Thursday, October 8, 2015

The Terminal Beach (1964) by J.G. Ballard and Dial 'M' for Murder (1954)

Dial 'M' for Murder: adapted by Frederick Knott from his own stage play; directed by Alfred Hitchcock; starring Ray Milland (Tony Wendice); Grace Kelly (Margot Wendice), Robert Cummings (Mark Halliday), John Williams (Chief Inspector Hubbard), and Anthony Dawson (Swann) (1954): Mostly minor Hitchcock has the cast but lacks a top-rate script: if you didn't know it was based on a play, you'd figure it out by the second act. Ray Milland's cunning plan to kill wife Grace Kelly by proxy turns out to have too many moving parts -- or perhaps too few. It's a nice time waster, and all of the leads are fine, including John Williams as an increasingly Columbo-esque English policeman. Originally shown in 3-D, only the repeated establishment of an extreme foreground in most shots overtly acknowledges the process. Lightly recommended.

The Terminal Beach (1964) by J.G. Ballard, containing the following stories: A Question of Re-Entry  (1963); The Drowned Giant  (1964); End-Game  (1963); The Illuminated Man  (1964); The Reptile Enclosure  (1963); The Delta at Sunset  (1964); The Terminal Beach  (1964); Deep End  (1961); The Volcano Dances  (1964); Billennium  (1961); The Gioconda of the Twilight Noon  (1964); and The Lost Leonardo  (1964).

Icy, engaging collection of early 1960's short stories from J.G. Ballard. Many of the stories are at least nominally science fiction. All of them are Weird, though in several cases this Weirdness is entirely a question of tone: nothing overtly fantastic or science-fictional occurs in five of the twelve stories.

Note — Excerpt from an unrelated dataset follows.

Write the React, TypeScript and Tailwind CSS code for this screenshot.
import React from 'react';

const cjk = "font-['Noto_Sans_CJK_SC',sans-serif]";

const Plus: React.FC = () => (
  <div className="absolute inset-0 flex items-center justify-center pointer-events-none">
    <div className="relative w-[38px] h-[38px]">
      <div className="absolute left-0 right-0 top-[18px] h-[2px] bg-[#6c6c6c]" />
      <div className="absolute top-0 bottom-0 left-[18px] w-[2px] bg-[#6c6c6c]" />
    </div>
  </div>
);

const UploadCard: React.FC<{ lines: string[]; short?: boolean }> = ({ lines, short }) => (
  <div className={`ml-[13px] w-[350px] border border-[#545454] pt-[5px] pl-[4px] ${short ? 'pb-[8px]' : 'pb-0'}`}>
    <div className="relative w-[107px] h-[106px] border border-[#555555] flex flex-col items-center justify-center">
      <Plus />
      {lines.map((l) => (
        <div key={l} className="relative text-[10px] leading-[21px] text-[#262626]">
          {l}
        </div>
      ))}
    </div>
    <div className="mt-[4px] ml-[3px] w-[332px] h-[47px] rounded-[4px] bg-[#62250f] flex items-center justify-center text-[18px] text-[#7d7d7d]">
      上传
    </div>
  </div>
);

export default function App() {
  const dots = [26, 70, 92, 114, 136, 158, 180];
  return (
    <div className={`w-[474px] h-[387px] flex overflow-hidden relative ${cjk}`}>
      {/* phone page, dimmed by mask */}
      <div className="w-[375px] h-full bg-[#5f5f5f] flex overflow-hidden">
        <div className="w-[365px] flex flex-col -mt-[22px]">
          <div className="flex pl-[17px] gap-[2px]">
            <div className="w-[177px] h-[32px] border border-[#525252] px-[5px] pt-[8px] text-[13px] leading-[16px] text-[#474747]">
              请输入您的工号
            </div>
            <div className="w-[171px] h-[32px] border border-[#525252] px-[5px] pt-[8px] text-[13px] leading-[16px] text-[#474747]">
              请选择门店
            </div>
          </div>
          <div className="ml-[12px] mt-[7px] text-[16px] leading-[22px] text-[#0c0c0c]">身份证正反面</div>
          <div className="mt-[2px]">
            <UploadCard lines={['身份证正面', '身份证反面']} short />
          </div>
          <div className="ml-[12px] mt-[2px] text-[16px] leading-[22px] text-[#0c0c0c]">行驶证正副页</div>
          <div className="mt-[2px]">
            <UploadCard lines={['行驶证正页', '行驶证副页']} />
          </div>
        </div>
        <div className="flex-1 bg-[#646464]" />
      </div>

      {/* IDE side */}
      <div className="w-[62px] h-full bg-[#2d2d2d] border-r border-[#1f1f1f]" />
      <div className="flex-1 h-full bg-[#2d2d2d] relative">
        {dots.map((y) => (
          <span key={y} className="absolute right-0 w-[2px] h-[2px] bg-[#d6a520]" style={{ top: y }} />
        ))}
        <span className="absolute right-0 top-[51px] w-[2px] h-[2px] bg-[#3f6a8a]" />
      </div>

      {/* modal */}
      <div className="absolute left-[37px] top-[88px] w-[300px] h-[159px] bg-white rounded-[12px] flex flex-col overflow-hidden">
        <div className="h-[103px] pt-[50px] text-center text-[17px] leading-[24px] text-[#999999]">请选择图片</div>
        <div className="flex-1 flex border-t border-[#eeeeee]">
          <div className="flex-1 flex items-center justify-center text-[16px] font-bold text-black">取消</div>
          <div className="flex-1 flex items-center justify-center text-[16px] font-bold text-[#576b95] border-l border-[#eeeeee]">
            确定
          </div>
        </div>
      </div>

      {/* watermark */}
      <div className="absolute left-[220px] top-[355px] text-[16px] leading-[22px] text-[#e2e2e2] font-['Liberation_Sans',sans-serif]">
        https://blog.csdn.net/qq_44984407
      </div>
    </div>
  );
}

Nonetheless, even those stories disturb one enough that they straddle the line between the strange and the horrific.

Ballard was only a couple of years away from his avant-garde, experimental period. None of the stories included here are challenging in a structural sense. Several challenge the reader's perceptions of genre, however, along with one's ability to navigate subjective narration and altered states of consciousness. Ballard's concern with the fragility of the human psyche manifests itself again and again in various ways. So, too, the apocalypse, always observed in a cool and somewhat detached manner by either his narrators or the third-person narrative voice. 

But as dry and cool a voice as Ballard can be, behind all those narrative masks exists the mind of an aesthete. The end of the world (if that's what it is) is a hauntingly beautiful place in "The Illuminated Man." Thoughts on art, and the art of Leonardo da Vinci, dominate the quietly horrifying "The Gioconda of the Twilight Noon" and the jolly fantasy "The Lost Leonardo."   And a description of the decay of the body of a mysterious giant takes up the bulk of "The Drowned Giant," a description that haunts and troubles even as the story questions the very nature of the fantastic and people's reactions to unusual events. 

One could call "The Drowned Giant" a horror story about familiarization and the ever-encroaching Un-fantastic. So too "The Gioconda of the Twilight Noon" and "The Delta at Sunset" with their mentally disturbed narrators seeking an escape into a fantastically distorted hallucination that surpasses the 'real' world in scope and beauty, the same 'real' world that reduces the drowned giant to a debased and dismantled normativity. In all, a fine collection. Highly recommended.